It seems like every time Monday rolls around there’s another week celebrating something.
For just May, we found information about weeks dedicated to nurses, teachers and school staff, nursing homes, police and craft beer. They’re celebrated across the country with events and things like gifts and food.
This upcoming week is National Public Works Week, hosted by The American Public Works Association to promote the importance of public works services.
The theme this year is “The Power of Public Works” and it celebrates the impact of the many facets public works provides to determine a community’s quality of life. Really, a city’s public works staff performs services that are rather important to our way of life. In the city of Concord, public works services are performed by Concord General Services and include trash and recycling collection, providing clean drinking water, processing wastewater to maintain public health and the quality of the Merrimack River, public property maintenance, servicing city equipment and vehicles, snow plowing, and maintaining roads and city water systems.
Now you see why Public Works Week is so important – they do a lot of stuff that we all undoubtedly take for granted.

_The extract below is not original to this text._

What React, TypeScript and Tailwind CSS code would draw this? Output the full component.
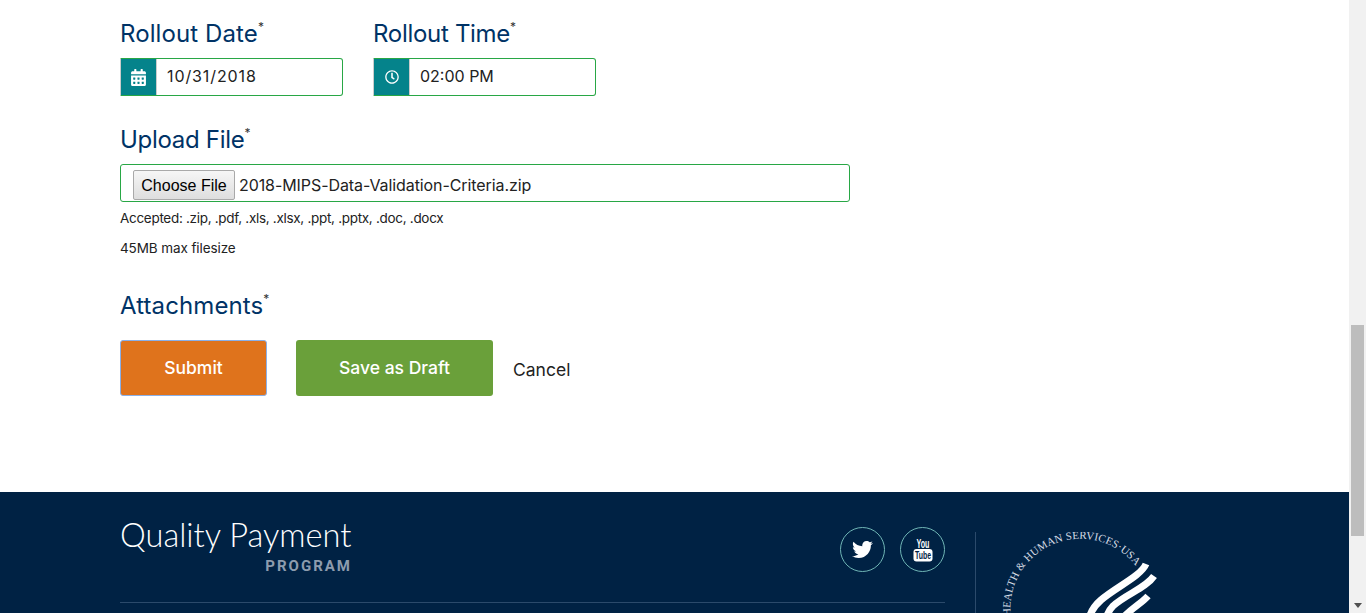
import { FaCalendarAlt, FaRegClock, FaTwitter } from "react-icons/fa";

const bodyFont = "font-['Inter','Noto_Sans',sans-serif]";

function FieldLabel({ text, tight }: { text: string; tight?: boolean }) {
  return (
    <label className={`flex h-[34px] items-start text-[24px] leading-[34px] text-[#003366] ${tight ? "tracking-[-0.3px]" : "tracking-[0.1px]"}`}>
      {text}
      <span className="text-[12px] leading-[20px] text-[#333]">*</span>
    </label>
  );
}

function AddonField({ label, value, icon, spread }: { label: string; value: string; icon: React.ReactNode; spread?: boolean }) {
  return (
    <div className="w-[223px]">
      <FieldLabel text={label} tight={!spread} />
      <div className="mt-[7px] flex h-[38px] rounded-r-[3px] border border-[#28a745] border-l-[#ccc]">
        <span className="flex w-[35px] items-center justify-center bg-[#05838b] text-white">{icon}</span>
        <span className={`flex flex-1 items-center border-l border-[#ccc] pb-[2px] pl-[10px] text-[16px] text-[#222] ${spread ? "tracking-[0.9px]" : ""}`}>{value}</span>
      </div>
    </div>
  );
}

function YouTubeStacked() {
  return (
    <svg className="h-[24px] w-[20px]" viewBox="0 0 20 24">
      <text x="10" y="9.5" fill="#fff" fontFamily="'Liberation Sans', sans-serif" fontSize="12" fontWeight="700" textAnchor="middle" textLength="13" lengthAdjust="spacingAndGlyphs">You</text>
      <rect x="0.5" y="11" width="19" height="12.5" rx="3" fill="#fff" />
      <text x="10" y="21" fill="#002244" fontFamily="'Liberation Sans', sans-serif" fontSize="11" fontWeight="700" textAnchor="middle" textLength="16" lengthAdjust="spacingAndGlyphs">Tube</text>
    </svg>
  );
}

function Seal() {
  return (
    <svg className="ml-[1px] h-[85px] w-[190px] shrink-0" viewBox="0 0 190 85">
      <defs>
        <path id="sealArc" d="M 34 86 A 70 70 0 0 1 158 33" />
      </defs>
      <text fill="#d5dbe3" fontFamily="'Liberation Serif', serif" fontSize="11" letterSpacing="0.1">
        <textPath href="#sealArc" startOffset="2">HEALTH &amp; HUMAN SERVICES·USA</textPath>
      </text>
      <g fill="none" stroke="#fff">
        <path d="M 169 32 C 164 44 139 55 124 68 C 117 74 113 80 111 90" strokeWidth="7" />
        <path d="M 177 44 C 169 56 149 62 136 74 C 131 79 129 85 127 92" strokeWidth="7" />
        <path d="M 171 64 C 164 72 154 76 144 88" strokeWidth="7" />
      </g>
    </svg>
  );
}

export default function App() {
  return (
    <div className={`flex h-[613px] w-full overflow-hidden bg-white ${bodyFont}`}>
      <div className="flex min-w-0 flex-1 flex-col">
        <main className="h-[492px] pl-[120px] pt-[17px]">
          <div className="flex gap-[30px]">
            <AddonField label="Rollout Date" value="10/31/2018" spread icon={<FaCalendarAlt className="text-[17px]" />} />
            <AddonField label="Rollout Time" value="02:00 PM" icon={<FaRegClock className="text-[14px]" />} />
          </div>

          <div className="mt-[27px] w-[730px]">
            <FieldLabel text="Upload File" tight />
            <div className="mt-[7px] flex h-[38px] items-center rounded-[3px] border border-[#28a745] pl-[12px] text-[16px] text-[#222]">
              <button className="mt-[4px] h-[30px] w-[102px] rounded-[2px] border border-[#a9a9a9] bg-gradient-to-b from-[#f6f6f6] to-[#dedede] pt-px font-['Liberation_Sans',sans-serif] text-[16px] text-black">
                Choose File
              </button>
              <span className="ml-[4px] mt-[4px] tracking-[-0.08px]">2018-MIPS-Data-Validation-Criteria.zip</span>
            </div>
          </div>
          <p className="mt-[6px] h-[20px] text-[13.5px] leading-[20px] tracking-[-0.3px] text-[#222]">Accepted: .zip, .pdf, .xls, .xlsx, .ppt, .pptx, .doc, .docx</p>
          <p className="mt-[10px] h-[20px] text-[13.5px] leading-[20px] tracking-[-0.1px] text-[#222]">45MB max filesize</p>

          <div className="mt-[31px]">
            <FieldLabel text="Attachments" />
          </div>

          <div className="mt-[17px] flex items-start">
            <button className="h-[56px] w-[147px] rounded-[3px] border border-[#8ab0e8] bg-[#df731c] text-[17.5px] font-medium text-white">
              Submit
            </button>
            <button className="ml-[29px] h-[56px] w-[197px] rounded-[3px] bg-[#6aa03a] text-[17.5px] font-medium text-white">
              Save as Draft
            </button>
            <span className="ml-[20px] mt-[18px] text-[17.5px] leading-[24px] text-[#222]">Cancel</span>
          </div>
        </main>

        <footer className="flex h-[121px] overflow-hidden bg-[#002244] pl-[120px] pt-[24px]">
          <div className="w-[825px] shrink-0">
            <div className="flex h-[87px] items-start justify-between border-b border-[#2b4a6b]">
              <div className="flex w-[232px] flex-col">
                <span className="whitespace-nowrap font-['Lato',sans-serif] text-[32.6px] font-light leading-[38px] text-white">Quality Payment</span>
                <span className="mt-[4px] self-end font-['Roboto',sans-serif] text-[15px] font-bold leading-[16px] tracking-[2px] text-[#8d9cae]">PROGRAM</span>
              </div>
              <div className="mt-[11px] flex gap-[15px]">
                <a className="flex h-[45px] w-[45px] items-center justify-center rounded-full border border-[#6fb5b5] text-[21px] text-white"><FaTwitter /></a>
                <a className="flex h-[45px] w-[45px] items-center justify-center rounded-full border border-[#6fb5b5] text-white"><YouTubeStacked /></a>
              </div>
            </div>
          </div>
          <div className="ml-[30px] mt-[16px] flex h-[85px] border-l border-[#2b4a6b]">
            <Seal />
          </div>
        </footer>
      </div>

      {/* scrollbar */}
      <div className="relative flex w-[17px] shrink-0 flex-col items-center bg-[#f1f1f1]">
        <div className="mt-[325px] h-[211px] w-[13px] bg-[#bdbdbd]" />
        <div className="absolute bottom-[5px] h-0 w-0 border-x-[4px] border-t-[5px] border-x-transparent border-t-[#505050]" />
      </div>
    </div>
  );
}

The Mayor, Jim Bouley, even signed a proclamation to declare May 20-26 as this year’s Public Works Week for Concord.
Now this is really late notice (sorry, we just found out about it last week after the paper was already out), but if you happen to read this first thing, you’ll want to hustle over to Memorial Field for the 2nd annual Concord Public Works Celebration on Tuesday (today) from 11 a.m. to 12:30 p.m.
It’s a free event that will include live demonstrations, Touch-A-Truck, Battle of the Backhoe, games, music by Nazzy Entertainment DJs and much, much more. Concord General Services’ new mascot, Public Works Pup, will be there along with some of the dedicated public works employees.
And if you didn’t see this in time, we’ll try to do better next year.